Ada ungkapan bijak: apa yang diperoleh dengan gampang akan diperlakukan dengan gampang, tetapi apa yang diperoleh dengan susah payah akan dimanfaatkan dengan cermat. Pendidikan gratis harus mengantisipasi hikmat ini. Seorang teman pernah mengamati dinamika pembelajaran di negara dengan pendidikan gratis. Di negara itu pembelajaran di sekolah berbayar lebih baik.

Kebijakan sekolah gratis juga mengusung tema keadilan dan jaminan menentukan nasib lewat dunia pendidikan. Di Yogyakarta (kini kompleks SMA Pangudi Luhur) pada 1917 para misionaris Katolik mendirikan Hollands Inlandsche School (HIS) swasta yang dikhususkan untuk pribumi. Sekolah ini diabdikan demi memperjuangkan nasib pribumi.

Pada waktu itu Pemerintah Belanda mewajibkan peserta didik membayar. Jumlahnya tak sedikit. Akibatnya, hanya kaum kaya dan anak pejabat yang dimungkinkan belajar di sekolah ini. Aturan wajib membayar dibuat agar penguasa dapat mengendalikan nasib kaum pribumi. Di sini kita belajar uang atau pembiayaan sekolah dapat dipolitisasi sedemikian rupa hingga menentukan nasib sekelompok orang atau warga negara. Politisasi pendidikan dengan memainkan uang menghancurkan prinsip keadilan. Itu kejahatan sistematis penguasa.

Kini pemerintah justru meminta sesedikit mungkin uang dari rakyat guna mendapat akses pendidikan. Bagi rakyat miskin, ini tentu sangat menguntungkan. Negara hanya butuh merawat motivasi rakyat agar tak hanya asal sekolah, tetapi pendidikan niscaya mewujudkan hidup lebih baik.

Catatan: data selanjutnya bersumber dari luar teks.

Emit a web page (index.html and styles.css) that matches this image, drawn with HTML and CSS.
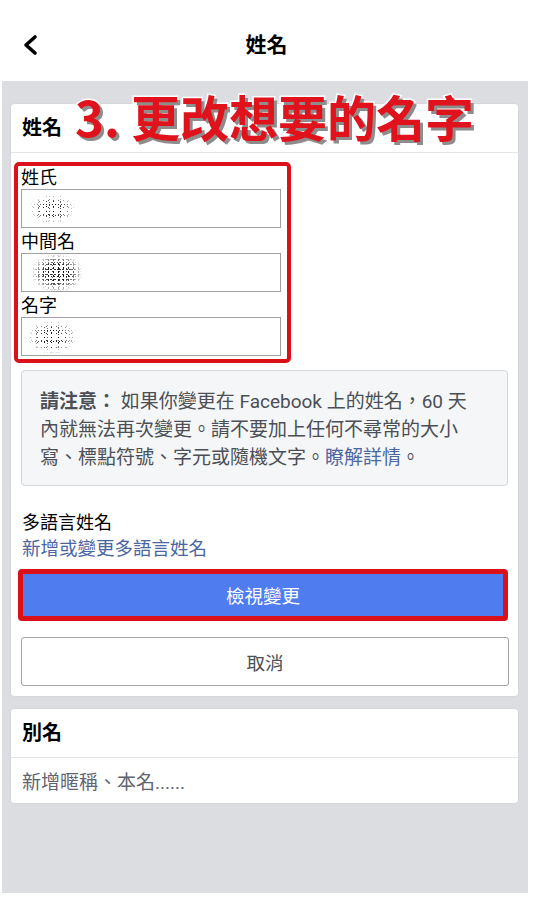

Satu hal yang masih perlu dipikirkan negara adalah bagaimana agar kebijakan sekolah gratis ini sungguh-sungguh adil, khususnya terkait kesejahteraan para pendidik sekolah swasta. Juga menjamin hidup sekolah-sekolah swasta berbayar dengan rekam jejak penyelenggaraan pendidikan yang tulus, humanis, nasionalis, dan berkualitas.

Semoga dinamika pengelolaan pendidikan model penguasa Belanda di masa penjajahan yang berdampak pada nasib murid maupun pendidik tak terulang di masa ini. Semoga tema pendidikan gratis tak pernah menghilangkan nalar sehat kita.